TO DO - All the data must come back unchanged, except that pictures are left out.

......

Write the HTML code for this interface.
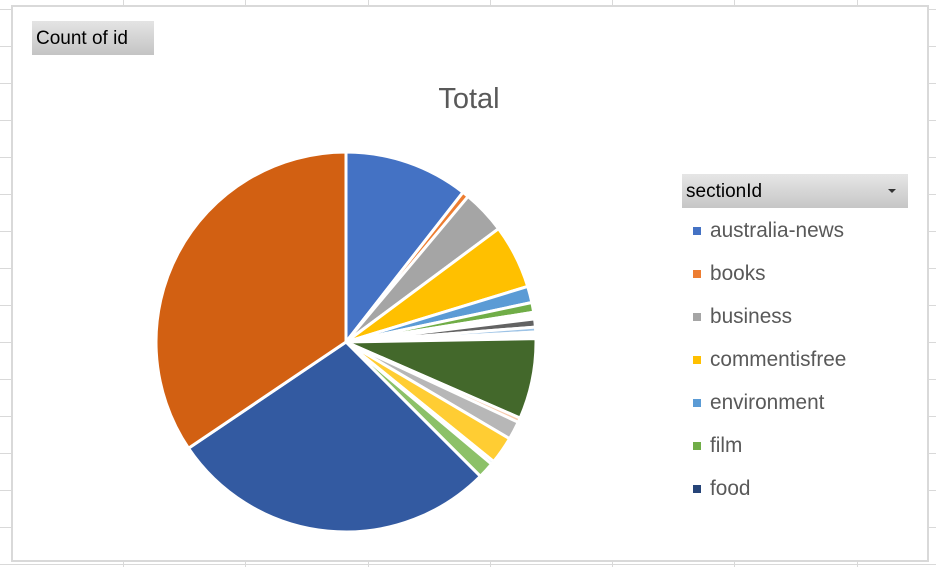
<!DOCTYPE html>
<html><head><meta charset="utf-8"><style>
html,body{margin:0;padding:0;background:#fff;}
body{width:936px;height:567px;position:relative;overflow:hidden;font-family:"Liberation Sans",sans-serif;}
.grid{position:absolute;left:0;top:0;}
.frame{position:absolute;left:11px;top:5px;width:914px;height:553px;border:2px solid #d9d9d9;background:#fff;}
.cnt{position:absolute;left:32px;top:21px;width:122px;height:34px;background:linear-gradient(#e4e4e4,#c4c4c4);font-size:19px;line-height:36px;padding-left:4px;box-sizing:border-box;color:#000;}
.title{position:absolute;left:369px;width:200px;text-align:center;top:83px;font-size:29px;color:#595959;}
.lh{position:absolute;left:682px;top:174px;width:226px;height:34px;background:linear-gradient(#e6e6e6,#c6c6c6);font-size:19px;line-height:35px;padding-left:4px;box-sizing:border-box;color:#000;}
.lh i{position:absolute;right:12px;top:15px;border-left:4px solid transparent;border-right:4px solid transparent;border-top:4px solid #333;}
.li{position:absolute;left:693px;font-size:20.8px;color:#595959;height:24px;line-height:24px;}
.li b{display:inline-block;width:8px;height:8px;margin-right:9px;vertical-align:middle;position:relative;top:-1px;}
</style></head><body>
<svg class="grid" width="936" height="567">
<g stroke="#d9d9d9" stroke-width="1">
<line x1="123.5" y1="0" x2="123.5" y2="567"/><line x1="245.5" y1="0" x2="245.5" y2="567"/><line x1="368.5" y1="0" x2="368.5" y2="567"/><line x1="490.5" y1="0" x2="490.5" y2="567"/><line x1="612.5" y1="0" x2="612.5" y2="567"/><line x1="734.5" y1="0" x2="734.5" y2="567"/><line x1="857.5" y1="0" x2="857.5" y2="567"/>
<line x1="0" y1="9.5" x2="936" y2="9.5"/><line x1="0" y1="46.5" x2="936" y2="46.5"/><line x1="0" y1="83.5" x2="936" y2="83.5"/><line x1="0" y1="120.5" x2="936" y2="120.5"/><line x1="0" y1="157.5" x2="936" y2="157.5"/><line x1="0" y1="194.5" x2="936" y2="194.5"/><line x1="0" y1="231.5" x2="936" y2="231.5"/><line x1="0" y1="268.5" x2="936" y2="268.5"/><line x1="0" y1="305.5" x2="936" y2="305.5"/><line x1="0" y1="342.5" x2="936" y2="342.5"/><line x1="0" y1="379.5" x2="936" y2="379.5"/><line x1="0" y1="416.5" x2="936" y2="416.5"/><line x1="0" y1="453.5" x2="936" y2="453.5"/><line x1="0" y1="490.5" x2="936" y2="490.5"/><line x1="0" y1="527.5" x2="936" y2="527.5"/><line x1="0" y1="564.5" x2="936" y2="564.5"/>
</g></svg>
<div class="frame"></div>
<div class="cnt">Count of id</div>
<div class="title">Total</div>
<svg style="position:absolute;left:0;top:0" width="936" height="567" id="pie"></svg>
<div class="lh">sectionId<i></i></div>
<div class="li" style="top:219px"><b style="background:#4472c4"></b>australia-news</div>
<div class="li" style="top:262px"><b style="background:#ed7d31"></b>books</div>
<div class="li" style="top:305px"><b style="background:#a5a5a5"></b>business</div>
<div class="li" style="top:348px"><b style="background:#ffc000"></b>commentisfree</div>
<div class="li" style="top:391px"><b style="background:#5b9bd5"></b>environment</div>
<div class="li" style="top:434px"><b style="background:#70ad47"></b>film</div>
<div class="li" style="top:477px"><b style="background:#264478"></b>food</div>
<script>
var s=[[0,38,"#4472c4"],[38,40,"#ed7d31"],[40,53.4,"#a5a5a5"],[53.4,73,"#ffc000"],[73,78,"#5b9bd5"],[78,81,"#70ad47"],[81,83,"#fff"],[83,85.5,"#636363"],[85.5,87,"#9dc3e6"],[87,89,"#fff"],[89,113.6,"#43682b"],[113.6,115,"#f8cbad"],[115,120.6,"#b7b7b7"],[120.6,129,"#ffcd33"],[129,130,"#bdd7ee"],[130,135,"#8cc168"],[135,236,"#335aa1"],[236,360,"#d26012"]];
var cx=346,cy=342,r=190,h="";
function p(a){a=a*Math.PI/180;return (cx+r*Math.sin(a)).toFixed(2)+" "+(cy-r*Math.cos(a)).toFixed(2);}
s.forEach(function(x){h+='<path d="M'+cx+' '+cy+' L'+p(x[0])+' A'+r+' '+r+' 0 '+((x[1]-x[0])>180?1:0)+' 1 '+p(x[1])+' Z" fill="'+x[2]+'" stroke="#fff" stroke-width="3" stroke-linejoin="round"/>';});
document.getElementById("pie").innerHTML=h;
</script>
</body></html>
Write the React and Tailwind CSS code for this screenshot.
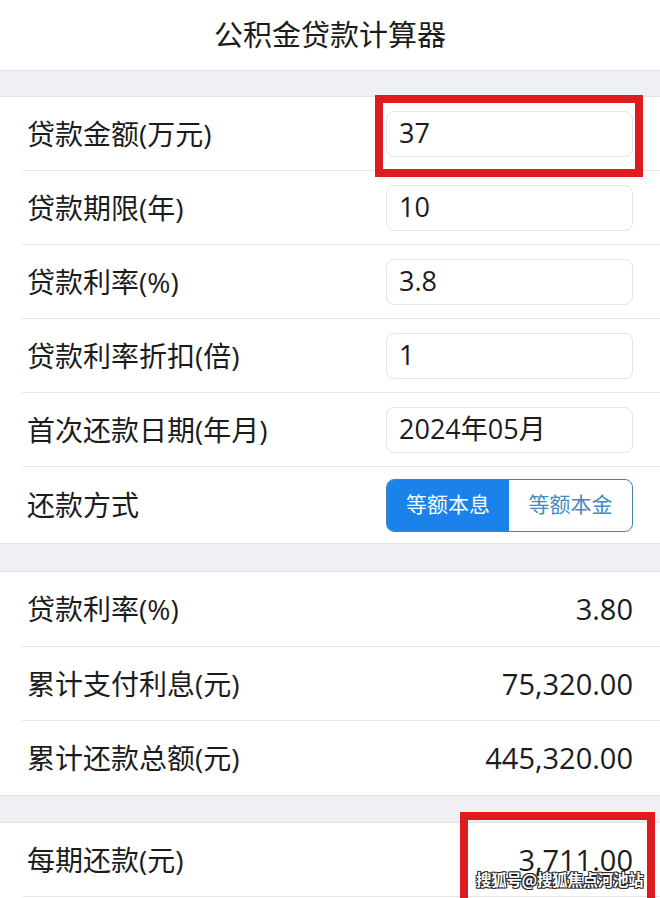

......

EXERCISE SOLUTION -
Write the HTML code for this interface.
<!DOCTYPE html>
<html><head><meta charset="utf-8"><style>
html,body{margin:0;padding:0;background:#fff;}
body{width:936px;height:567px;position:relative;overflow:hidden;font-family:"Liberation Sans",sans-serif;}
.grid{position:absolute;left:0;top:0;}
.frame{position:absolute;left:11px;top:5px;width:914px;height:553px;border:2px solid #d9d9d9;background:#fff;}
.cnt{position:absolute;left:32px;top:21px;width:122px;height:34px;background:linear-gradient(#e4e4e4,#c4c4c4);font-size:19px;line-height:36px;padding-left:4px;box-sizing:border-box;color:#000;}
.title{position:absolute;left:369px;width:200px;text-align:center;top:83px;font-size:29px;color:#595959;}
.lh{position:absolute;left:682px;top:174px;width:226px;height:34px;background:linear-gradient(#e6e6e6,#c6c6c6);font-size:19px;line-height:35px;padding-left:4px;box-sizing:border-box;color:#000;}
.lh i{position:absolute;right:12px;top:15px;border-left:4px solid transparent;border-right:4px solid transparent;border-top:4px solid #333;}
.li{position:absolute;left:693px;font-size:20.8px;color:#595959;height:24px;line-height:24px;}
.li b{display:inline-block;width:8px;height:8px;margin-right:9px;vertical-align:middle;position:relative;top:-1px;}
</style></head><body>
<svg class="grid" width="936" height="567">
<g stroke="#d9d9d9" stroke-width="1">
<line x1="123.5" y1="0" x2="123.5" y2="567"/><line x1="245.5" y1="0" x2="245.5" y2="567"/><line x1="368.5" y1="0" x2="368.5" y2="567"/><line x1="490.5" y1="0" x2="490.5" y2="567"/><line x1="612.5" y1="0" x2="612.5" y2="567"/><line x1="734.5" y1="0" x2="734.5" y2="567"/><line x1="857.5" y1="0" x2="857.5" y2="567"/>
<line x1="0" y1="9.5" x2="936" y2="9.5"/><line x1="0" y1="46.5" x2="936" y2="46.5"/><line x1="0" y1="83.5" x2="936" y2="83.5"/><line x1="0" y1="120.5" x2="936" y2="120.5"/><line x1="0" y1="157.5" x2="936" y2="157.5"/><line x1="0" y1="194.5" x2="936" y2="194.5"/><line x1="0" y1="231.5" x2="936" y2="231.5"/><line x1="0" y1="268.5" x2="936" y2="268.5"/><line x1="0" y1="305.5" x2="936" y2="305.5"/><line x1="0" y1="342.5" x2="936" y2="342.5"/><line x1="0" y1="379.5" x2="936" y2="379.5"/><line x1="0" y1="416.5" x2="936" y2="416.5"/><line x1="0" y1="453.5" x2="936" y2="453.5"/><line x1="0" y1="490.5" x2="936" y2="490.5"/><line x1="0" y1="527.5" x2="936" y2="527.5"/><line x1="0" y1="564.5" x2="936" y2="564.5"/>
</g></svg>
<div class="frame"></div>
<div class="cnt">Count of id</div>
<div class="title">Total</div>
<svg style="position:absolute;left:0;top:0" width="936" height="567" id="pie"></svg>
<div class="lh">sectionId<i></i></div>
<div class="li" style="top:219px"><b style="background:#4472c4"></b>australia-news</div>
<div class="li" style="top:262px"><b style="background:#ed7d31"></b>books</div>
<div class="li" style="top:305px"><b style="background:#a5a5a5"></b>business</div>
<div class="li" style="top:348px"><b style="background:#ffc000"></b>commentisfree</div>
<div class="li" style="top:391px"><b style="background:#5b9bd5"></b>environment</div>
<div class="li" style="top:434px"><b style="background:#70ad47"></b>film</div>
<div class="li" style="top:477px"><b style="background:#264478"></b>food</div>
<script>
var s=[[0,38,"#4472c4"],[38,40,"#ed7d31"],[40,53.4,"#a5a5a5"],[53.4,73,"#ffc000"],[73,78,"#5b9bd5"],[78,81,"#70ad47"],[81,83,"#fff"],[83,85.5,"#636363"],[85.5,87,"#9dc3e6"],[87,89,"#fff"],[89,113.6,"#43682b"],[113.6,115,"#f8cbad"],[115,120.6,"#b7b7b7"],[120.6,129,"#ffcd33"],[129,130,"#bdd7ee"],[130,135,"#8cc168"],[135,236,"#335aa1"],[236,360,"#d26012"]];
var cx=346,cy=342,r=190,h="";
function p(a){a=a*Math.PI/180;return (cx+r*Math.sin(a)).toFixed(2)+" "+(cy-r*Math.cos(a)).toFixed(2);}
s.forEach(function(x){h+='<path d="M'+cx+' '+cy+' L'+p(x[0])+' A'+r+' '+r+' 0 '+((x[1]-x[0])>180?1:0)+' 1 '+p(x[1])+' Z" fill="'+x[2]+'" stroke="#fff" stroke-width="3" stroke-linejoin="round"/>';});
document.getElementById("pie").innerHTML=h;
</script>
</body></html>
Write the React and Tailwind CSS code for this screenshot.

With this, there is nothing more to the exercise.